• [Entries supplied]:
^^^^

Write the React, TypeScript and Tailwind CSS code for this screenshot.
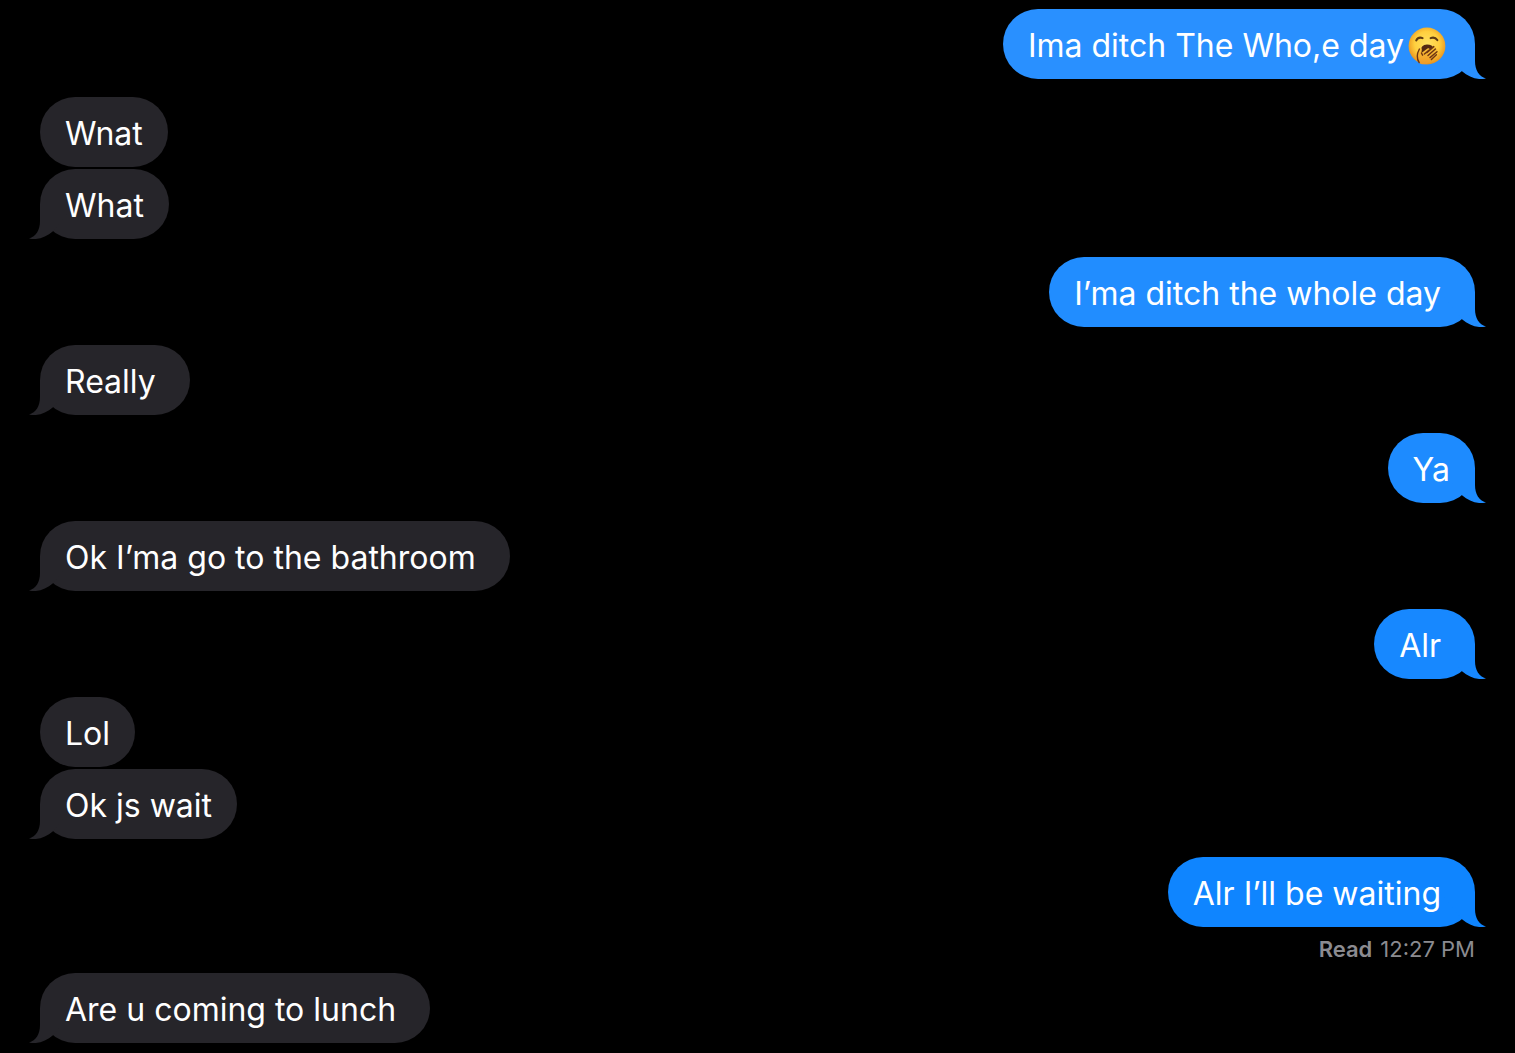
import clsx from 'clsx';

interface Message {
  id: number;
  text: string;
  sent?: boolean;
  tail?: boolean;
  yawn?: boolean;
  color?: string;
  receipt?: string;
}

// Some messages end in a space, as autocomplete left them.
const MESSAGES: Message[] = [
  { id: 1, text: 'Ima ditch The Who,e day', sent: true, tail: true, yawn: true, color: 'bg-[#2990ff] text-[#2990ff]' },
  { id: 2, text: 'Wnat' },
  { id: 3, text: 'What', tail: true },
  { id: 4, text: 'I’ma ditch the whole day ', sent: true, tail: true, color: 'bg-[#218dff] text-[#218dff]' },
  { id: 5, text: 'Really ', tail: true },
  { id: 6, text: 'Ya', sent: true, tail: true, color: 'bg-[#1d8bff] text-[#1d8bff]' },
  { id: 7, text: 'Ok I’ma go to the bathroom ', tail: true },
  { id: 8, text: 'Alr ', sent: true, tail: true, color: 'bg-[#1788ff] text-[#1788ff]' },
  { id: 9, text: 'Lol' },
  { id: 10, text: 'Ok js wait', tail: true },
  { id: 11, text: 'Alr I’ll be waiting ', sent: true, tail: true, color: 'bg-[#0f85ff] text-[#0f85ff]', receipt: '12:27 PM' },
  { id: 12, text: 'Are u coming to lunch ', tail: true },
];

function Tail({ sent }: { sent?: boolean }) {
  return (
    <svg
      viewBox="0 0 46 35"
      aria-hidden="true"
      className={clsx('absolute bottom-0 h-[35px] w-[46px]', sent ? '-right-[11px]' : '-left-[11px] -scale-x-100')}
      fill="currentColor"
    >
      <path d="M0 0H35V17C35 26 39 32.5 46 34.6C37 36.4 29 33 22 27.2Z" />
    </svg>
  );
}

function YawnEmoji() {
  return (
    <svg viewBox="0 0 38 38" role="img" aria-label="yawning face" className="mx-1 h-[38px] w-[38px] shrink-0">
      <defs>
        <radialGradient id="face" cx="50%" cy="44%" r="56%">
          <stop offset="0" stopColor="#ffe262" />
          <stop offset="0.6" stopColor="#ffcf3e" />
          <stop offset="1" stopColor="#e8901c" />
        </radialGradient>
        <linearGradient id="hand" x1="0" y1="0" x2="0" y2="1">
          <stop offset="0" stopColor="#f9c43a" />
          <stop offset="1" stopColor="#f09a26" />
        </linearGradient>
      </defs>
      <circle cx="19" cy="19" r="18.4" fill="url(#face)" />
      <path d="M8.2 13.4Q10.5 9.4 14.6 11.2M22.6 11.2Q26.7 9.4 29.4 13.2" fill="none" stroke="#5e3a12" strokeWidth="2" strokeLinecap="round" />
      <path d="M12.6 25Q12.5 17.8 19 17.6Q24.5 17.6 26 22L20 29L14 29Z" fill="#542a12" />
      <path
        d="M11.4 36C8.6 32 9 26 11.4 22C12.4 20.4 14.2 21 13.8 22.8L13.4 26L19.5 21.5C21 20.5 22.2 21.8 21.2 23L25.6 19.6C27 18.8 28.4 20.2 27.4 21.6L28.4 21.8C29.8 22 30 23.6 29 24.6C29.8 25.4 29.4 26.8 28.4 27.8C25.4 31.4 22.4 36.8 17 37.2C14.5 37.4 12.6 37.2 11.4 36Z"
        fill="url(#hand)"
      />
      <path
        d="M11.2 35.6C8.6 31.6 9.2 26 11.4 22M13.4 26L14.6 28.2M20.8 23.4L16.4 27M25.8 19.6L18.8 25.6M27.4 22L20 28.6M29 24.8L22 30.6M28.4 27.8L23.4 32.6"
        fill="none"
        stroke="#6e3512"
        strokeWidth="1.4"
        strokeLinecap="round"
      />
    </svg>
  );
}

function Bubble({ message }: { message: Message }) {
  const { text, sent, tail, yawn, color } = message;
  return (
    <div
      className={clsx(
        'relative max-w-3/4 rounded-[35px] px-[25px] pt-3.5 pb-2.5',
        sent ? color : 'bg-[#26252a] text-[#26252a]',
      )}
    >
      {tail && <Tail sent={sent} />}
      <p className="relative flex items-center text-[32px] leading-[46px] whitespace-pre-wrap text-white">
        {text}
        {yawn && <YawnEmoji />}
      </p>
    </div>
  );
}

export default function App() {
  return (
    <main className="min-h-screen bg-black px-10 pt-[9px] pb-[10px] font-['Inter','Liberation_Sans',sans-serif]">
      <ol className="flex flex-col">
        {MESSAGES.map((message, i) => {
          const previous = MESSAGES[i - 1];
          const grouped = previous && previous.sent === message.sent;
          return (
            <li
              key={message.id}
              className={clsx(
                'flex flex-col',
                message.sent ? 'items-end' : 'items-start',
                i > 0 && (grouped ? 'mt-0.5' : 'mt-[18px]'),
              )}
            >
              <Bubble message={message} />
              {message.receipt && (
                <p className="-mb-1 flex gap-2 pt-3 text-[22px] leading-5 text-[#8b8b90]">
                  <span className="font-semibold">Read</span>
                  <time>{message.receipt}</time>
                </p>
              )}
            </li>
          );
        })}
      </ol>
    </main>
  );
}
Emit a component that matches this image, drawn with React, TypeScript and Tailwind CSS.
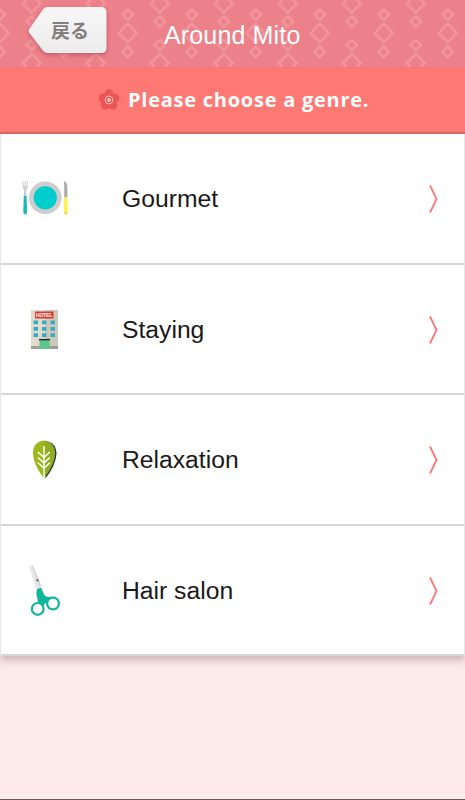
import type { ReactNode } from "react";

interface Genre {
  id: number;
  name: string;
  icon: ReactNode;
}

function PlateIcon() {
  return (
    <svg width="48" height="38" viewBox="0 0 48 38">
      <path d="M1.500 1v5.500q0 2.500 2.700 3.500q2.700-1 2.700-3.500V1H5.900v5H4.800V1H3.600v5H2.500V1z" fill="#cfcfcf" />
      <path d="M3.200 9h1.900l.4 8h-2.700z" fill="#c4cdcd" />
      <path d="M2.800 16h2.700l.5 16q0 2.500-1.800 2.500t-1.900-2.500z" fill="#19b8b8" />
      <circle cx="24.300" cy="17.800" r="16.300" fill="#cdcdcd" />
      <circle cx="24.300" cy="17.800" r="11.600" fill="#00cdcc" />
      <path d="M43.200 1q3.200 1 3.200 8v9h-3.200z" fill="#aaa" />
      <path d="M43.200 17h3l.5 16q0 1.600-1.900 1.600T43 33z" fill="#fff04a" />
      <circle cx="44.800" cy="33.300" r=".8" fill="#e99a50" />
    </svg>
  );
}

function HotelIcon() {
  return (
    <svg width="30" height="40" viewBox="0 0 30 40">
      <rect x="1" width="14" height="39" fill="#dfdccb" />
      <rect x="15" width="13" height="39" fill="#cbc8b7" />
      <rect x="1" y="36" width="27" height="3" fill="#a49e98" />
      <rect x="5" y="1.500" width="18.500" height="7" fill="#d93932" />
      <text x="14.300" y="7" textAnchor="middle" fill="#fff" fontSize="5.200" fontWeight="700" fontFamily="Liberation Sans, sans-serif" textLength="16.500">
        HOTEL
      </text>
      {[10.500, 17, 23.300].map((y) =>
        [3.500, 12, 20.500].map((x) => (
          <rect key={`${x}-${y}`} x={x} y={y} width="4.500" height="3.700" fill="#35a9cc" />
        ))
      )}
      <rect x="9.500" y="29.700" width="10" height="9.300" fill="#5bc78c" />
      <rect x="9" y="28.900" width="11" height="1.500" fill="#342923" />
    </svg>
  );
}

function LeafIcon() {
  return (
    <svg width="28" height="40" viewBox="0 0 28 40">
      <path d="M14 1q11 1 11.500 12.500Q25 25 14.500 38.500z" fill="#233846" />
      <path d="M13 .5q11 1.500 11.200 12.500Q24 24 13 38.500z" fill="#91ac20" />
      <path d="M13 .5Q2 2 2 13 2 24 13 38.500z" fill="#9eb71e" />
      <path d="M13 6v32M6.800 12l6.200 5.500 5.800-5.500M6.800 17.500L13 23l5.800-5.500M6.800 22.700L13 28.300l5.800-5.600" fill="none" stroke="#fff" strokeWidth="1.400" />
    </svg>
  );
}

function ScissorsIcon() {
  return (
    <svg width="34" height="52" viewBox="0 0 34 52">
      <path d="M1.500 1.500L5 .5l8.700 21-5.500 2.500z" fill="#d5d5d5" />
      <path d="M1.500 1.500L4 1l7.500 22-3.300 1z" fill="#e9e9e9" />
      <circle cx="9.400" cy="15.300" r="1.300" fill="#777" />
      <path d="M9 24l4.200-1.400q1.300 4 3.300 7.700q2 2.500 8.500 1.200v3l-8 4-4 7-5-5q2.500-3 1.500-6.500q-2-5.500-.5-10" fill="#12b69d" />
      <circle cx="9.700" cy="43.900" r="5.900" fill="#fff" stroke="#12b69d" strokeWidth="2.200" />
      <circle cx="25" cy="38.500" r="5.900" fill="#fff" stroke="#12b69d" strokeWidth="2.200" />
    </svg>
  );
}

function FlowerIcon() {
  return (
    <svg width="22" height="22" viewBox="0 0 22 22">
      {[0, 72, 144, 216, 288].map((angle) => (
        <circle key={angle} cx="11" cy="4.800" r="4.600" fill="#ea5653" transform={`rotate(${angle} 11 11)`} />
      ))}
      <circle cx="11" cy="11" r="5" fill="#ea5653" />
      <circle cx="11" cy="11" r="3.900" fill="none" stroke="#ffb9b3" strokeWidth="1" />
      <circle cx="11" cy="11" r="1.900" fill="#ffc9c3" />
    </svg>
  );
}

function DiamondPattern() {
  return (
    <svg className="absolute inset-0" width="465" height="67">
      <defs>
        <pattern id="diamonds" x="-0.300" y="3" width="64" height="60" patternUnits="userSpaceOnUse">
          <g fill="none" stroke="#f2959d" strokeWidth="2.300">
            <path d="M0 20.500l9 9.500-9 9.500-9-9.500zM64 20.500l9 9.500-9 9.500-9-9.500z" />
            <path d="M0 6.400l5.200 5.200L0 16.800l-5.200-5.200zM64 6.400l5.200 5.200-5.200 5.200-5.200-5.200z" />
            <path d="M0 43.700l5.200 5.200L0 54.100l-5.200-5.200zM64 43.700l5.200 5.200-5.200 5.200-5.200-5.200z" />
            <path d="M32-9.200l9 9.500-9 9.500-9-9.500zM32 50.800l9 9.500-9 9.500-9-9.500z" />
            <path d="M32 13.400l5.200 5.200-5.200 5.200-5.200-5.200zM32 36.800l5.200 5.200-5.200 5.200-5.200-5.200z" />
          </g>
        </pattern>
      </defs>
      <rect width="465" height="67" fill="url(#diamonds)" />
    </svg>
  );
}

const genres: Genre[] = [
  { id: 1, name: "Gourmet", icon: <PlateIcon /> },
  { id: 2, name: "Staying", icon: <HotelIcon /> },
  { id: 3, name: "Relaxation", icon: <LeafIcon /> },
  { id: 4, name: "Hair salon", icon: <ScissorsIcon /> },
];

export default function App() {
  return (
    <div className="flex h-[800px] w-[465px] flex-col overflow-hidden border-b border-[#655e5f] bg-[#fdeaea] font-['Liberation_Sans',Arial,sans-serif]">
      <header className="relative flex h-[67px] shrink-0 bg-[#ec818a]">
        <DiamondPattern />
        <button className="relative ml-[27px] mt-[6px] h-[50px] w-[81px]">
          <svg className="absolute inset-0 overflow-visible" width="81" height="50">
            <defs>
              <linearGradient id="back" x2="0" y2="1">
                <stop stopColor="#f7f7f7" />
                <stop offset="1" stopColor="#ececec" />
              </linearGradient>
            </defs>
            <path
              className="drop-shadow-[0_2px_2px_rgba(120,40,50,0.4)]"
              d="M20 1h54q5.500 0 5.500 5.500v35q0 5.500-5.500 5.500H20q-2.500 0-4.300-2.800L2 26.500q-1-1.500 0-3L15.700 3.800Q17.500 1 20 1z"
              fill="url(#back)"
            />
          </svg>
          <span className="absolute left-[24px] top-[12px] font-['Noto_Sans_CJK_JP',sans-serif] text-[19px] leading-6 font-bold text-[#858080]">
            戻る
          </span>
        </button>
        <h1 className="relative ml-[56px] mt-[20px] text-[25px] leading-[30px] tracking-[0.15px] whitespace-nowrap text-white">
          Around Mito
        </h1>
      </header>

      <div className="flex h-[67px] shrink-0 items-center gap-[8px] border-t border-b-2 border-t-[#f5777b] border-b-[#dd6a67] bg-[#ff7974] pl-[98px]">
        <FlowerIcon />
        <h2 className="font-['Open_Sans',sans-serif] text-[20px] leading-[30px] font-bold tracking-[0.75px] whitespace-nowrap text-white">
          Please choose a genre.
        </h2>
      </div>

      <ul className="shrink-0 border-x border-[#e6e6e6] bg-white shadow-[0_4px_8px_rgba(110,70,70,0.35)]">
        {genres.map((g) => (
          <li key={g.id} className="flex h-[130.500px] items-center border-b-2 border-[#d5d6d6]">
            <div className="mt-[2px] ml-px flex w-[86px] shrink-0 justify-center">{g.icon}</div>
            <span className="mt-[2px] ml-[34px] flex-1 text-[24.700px] leading-[30px] text-[#191919]">{g.name}</span>
            <svg className="mt-[2px] mr-[25px]" width="11" height="30" viewBox="0 0 11 30">
              <path d="M2 1.500l6.500 13.500L2 28.500" fill="none" stroke="#ff7772" strokeWidth="1.800" />
            </svg>
          </li>
        ))}
      </ul>
    </div>
  );
}
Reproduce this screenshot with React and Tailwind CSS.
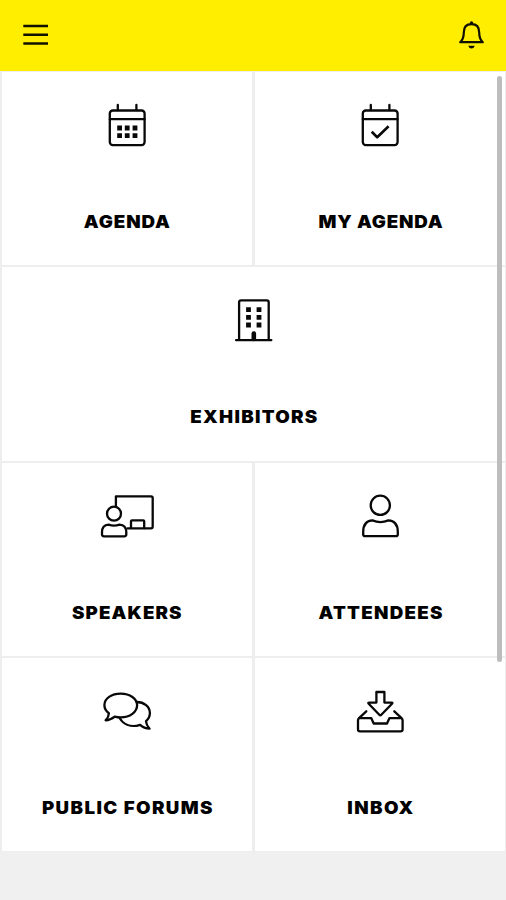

^^^^

Write down every line of the data above that includes the string "screenshot".

Write the React, TypeScript and Tailwind CSS code for this screenshot.
Reproduce this screenshot with React and Tailwind CSS.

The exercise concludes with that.